The most famous line of the film is “Mere pass Ma Hai” (I have mother”). It captures this whole debate. You can succeed in this unfair world only by leaving behind all that matters. Or you can fail to succeed but hold on to something bigger. Or, is it bigger? This family was starving in the streets and no one did anything to help them, is it worth it to hold on to “Ma”, to some faded version of honor, if it means never living in a fair world?
There’s two other lines that stick with me. “Mere Baap Chor Hai” (my father is a thief). Children are forced to pay for the sins of their parents, Amitabh’s early death was sealed in that moment, whether it was from overwork at manual labor or gang wars. The world isn’t fair and you have to acknowledge and carry the burdens of your parents.
And then Amitabh’s great burst of “Aaj aap Khush Hua????” (are you happy now?) yelled at a statue of God. That is the moment he finally lays down his burdens. Years of holding his family together, holding society together, letting his anger burn within him, until he lets it lose and demands answers, acknowledges a power greater than his own. And finds peace.

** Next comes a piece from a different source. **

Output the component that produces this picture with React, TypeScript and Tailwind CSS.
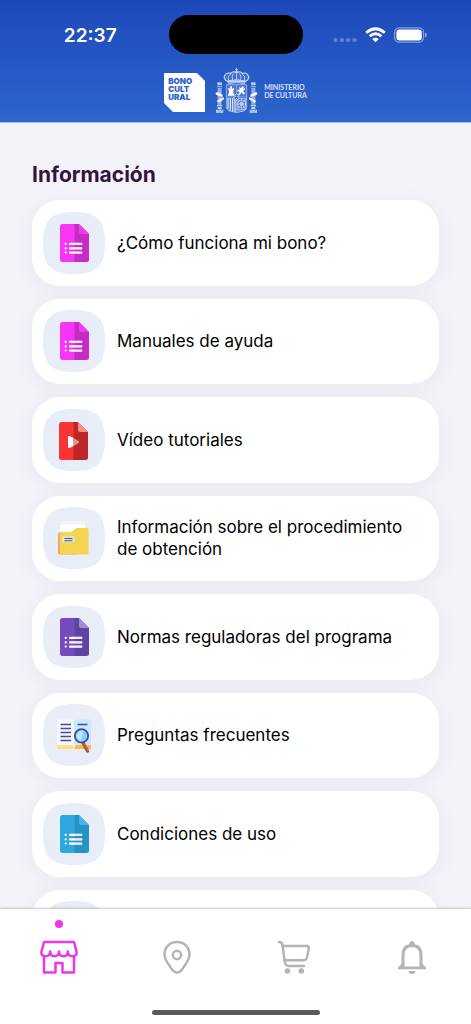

This was Amitabh’s “Angry Young Man” movie, and also the world’s “angry young man” movie. You can’t watch it without feeling frustrated, unhappy and angry, confused and disappointed. The movie doesn’t give you simple answers, there is no one way forward, the best it can say is to forgive, to remember that no one has simple answers, no one has an easy life, and in the end, all you can do is accept that and let go.